Losing a younger retiree unexpectedly is always an especially hard blow. I say “always,” but you never get used to it because no loss is like another, just as no other horse will ever be Slim Shadey. In his prime he was a talented and determined athlete and he remained a valiant competitor until his retirement from racing at eleven.
One of Slim Shadey’s biggest fans in those days was Michael Blowen. As Slim approached the time of his retirement from racing, Michael worked in concert with Slim’s last two racing owners, Michael Dubb and Michael Hui, to make sure Slim would have the secure home he’d so emphatically earned.
When Slim Shadey retired to Old Friends in September 2019, he still had a lot of the no-nonsense professional about him, but being a smart horse, he paid attention to his surroundings and quickly figured out that Old Friends is about relaxation and having fun.
It took him a few tries to find just the right friends. Not Persie. Not Star Spangled Heat. But once he moved in with Saratoga Episode and Tuneintobow, Slim Shadey found his soul mates. Especially, Saratoga Episode.

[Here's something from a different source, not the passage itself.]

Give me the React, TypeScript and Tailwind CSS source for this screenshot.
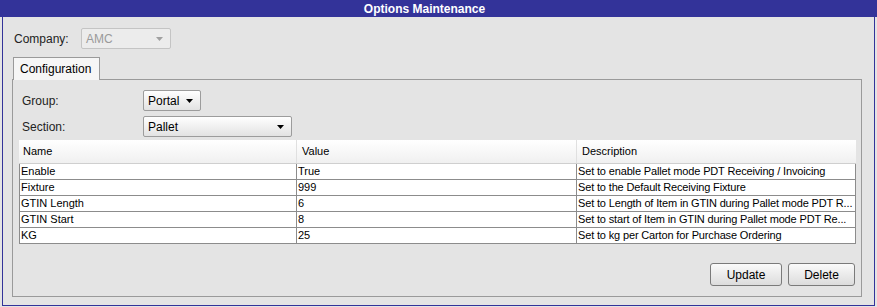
import React from "react";

const rows = [
  ["Enable", "True", "Set to enable Pallet mode PDT Receiving / Invoicing"],
  ["Fixture", "999", "Set to the Default Receiving Fixture"],
  ["GTIN Length", "6", "Set to Length of Item in GTIN during Pallet mode PDT R..."],
  ["GTIN Start", "8", "Set to start of Item in GTIN during Pallet mode PDT Re..."],
  ["KG", "25", "Set to kg per Carton for Purchase Ordering"],
];

function Arrow({ disabled }: { disabled?: boolean }) {
  return (
    <svg width="7" height="4" viewBox="0 0 7 4" className="shrink-0">
      <path d="M0 0 H7 L3.5 4 Z" fill={disabled ? "#a0a0a0" : "#000"} />
    </svg>
  );
}

function Select({ value, width, disabled }: { value: string; width: string; disabled?: boolean }) {
  return (
    <div
      className={`${width} h-[21px] flex items-center justify-between pl-[4px] pr-[7px] border rounded-[2px] text-[12px] ${
        disabled
          ? "border-[#c4c4c4] bg-[#ececec] text-[#9a9a9a]"
          : "border-[#9c9c9c] bg-gradient-to-b from-[#ffffff] to-[#e2e2e2] text-black"
      }`}
    >
      <span>{value}</span>
      <Arrow disabled={disabled} />
    </div>
  );
}

function Button({ label, width }: { label: string; width: string }) {
  return (
    <div
      className={`${width} h-[23px] flex items-center justify-center border border-[#7a7a7a] rounded-[3px] bg-gradient-to-b from-[#fafafa] to-[#dcdcdc] text-[12px] text-black`}
    >
      {label}
    </div>
  );
}

export default function App() {
  return (
    <div className="w-[877px] h-[307px] bg-[#e4e4e4] flex flex-col font-['Liberation_Sans',Arial,sans-serif] overflow-hidden">
      <div className="h-[17px] bg-[#333399] text-white font-bold text-[12px] flex items-center justify-center pr-[28px] shrink-0">
        Options Maintenance
      </div>
      <div className="flex-1 mx-[2px] mb-[1px] border-x border-b border-[#333399] flex flex-col pl-[9px] pr-[12px]">
        <div className="flex items-center mt-[11px] h-[21px]">
          <span className="text-[12px] text-[#222] w-[69px] pl-[2px]">Company:</span>
          <Select value="AMC" width="w-[90px]" disabled />
        </div>
        <div className="flex mt-[8px]">
          <div className="ml-[1px] w-[87px] h-[23px] border border-b-0 border-[#9a9a9a] bg-[#f6f6f6] text-[12px] flex items-center pl-[6px] relative z-10 -mb-px">
            Configuration
          </div>
        </div>
        <div className="h-[218px] border border-[#9a9a9a] bg-[#e4e4e4] flex flex-col pl-[6px] pr-[6px]">
          <div className="flex items-center mt-[10px]">
            <span className="text-[12px] text-[#222] w-[124px] pl-[3px]">Group:</span>
            <Select value="Portal" width="w-[58px]" />
          </div>
          <div className="flex items-center mt-[5px]">
            <span className="text-[12px] text-[#222] w-[124px] pl-[3px]">Section:</span>
            <Select value="Pallet" width="w-[149px]" />
          </div>
          <div className="mt-[3px] w-[837px] text-[11px] text-black bg-white">
            <div className="flex h-[24px] bg-gradient-to-b from-[#ffffff] to-[#f0f0f0] border-b border-[#cfcfcf]">
              <div className="w-[278px] pl-[4px] flex items-center border-r border-[#e0e0e0]">Name</div>
              <div className="w-[280px] pl-[5px] flex items-center border-r border-[#e0e0e0]">Value</div>
              <div className="flex-1 pl-[5px] flex items-center">Description</div>
            </div>
            {rows.map((r) => (
              <div key={r[0]} className="flex h-[16px] border-b border-[#8c8c8c]">
                <div className="w-[278px] pl-[1px] flex items-center border-l border-r border-[#8c8c8c] whitespace-nowrap overflow-hidden">{r[0]}</div>
                <div className="w-[280px] pl-[1px] flex items-center border-r border-[#8c8c8c] whitespace-nowrap overflow-hidden">{r[1]}</div>
                <div className="flex-1 pl-[1px] flex items-center border-r border-[#8c8c8c] whitespace-nowrap overflow-hidden tracking-[-0.15px]">{r[2]}</div>
              </div>
            ))}
          </div>
          <div className="flex justify-end mt-[19px] gap-[6px]">
            <Button label="Update" width="w-[72px]" />
            <Button label="Delete" width="w-[67px]" />
          </div>
        </div>
      </div>
    </div>
  );
}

We hoped their friendship would last for many years. We wanted to keep spending good times with Slim through middle age and into old age. It’s hard to believe he’s gone from us. But, as explained by Dr. Bryan Waldridge, Old Friends’ veterinarian. “Slim Shadey showed signs of colic and was referred for further diagnostics and treatment. Exploratory surgery revealed a twisted large intestine that was corrected. Unfortunately, he fractured a hind leg recovering from anesthesia. Bone fractures during recovery from anesthesia are uncommon, but an inherent risk of equine anesthesia.”
Through Slim’s retirement, he remained one of Michael’s favorites on the farm. They were great friends. “Slim Shadey was on Old Friends radar for nearly two years,” he said. “Between Michael Dubb and Michael Hui, I knew he was in great hands. When Hui called to say he was ready I was overjoyed. Today I was equally devastated. You try to do what’s best and, even then, it doesn’t always work out.”
Yet, as far too brief as Slim’s retirement was, if his being a happy horse counts as things working out pretty well, then it did work out. From a competitor with a bit of an attitude, he softened into a free spirit, by turns playful, feisty, and affectionate. We at Old Friends are privileged to have been part of this contented time in his life. We will always remember Slim Shadey.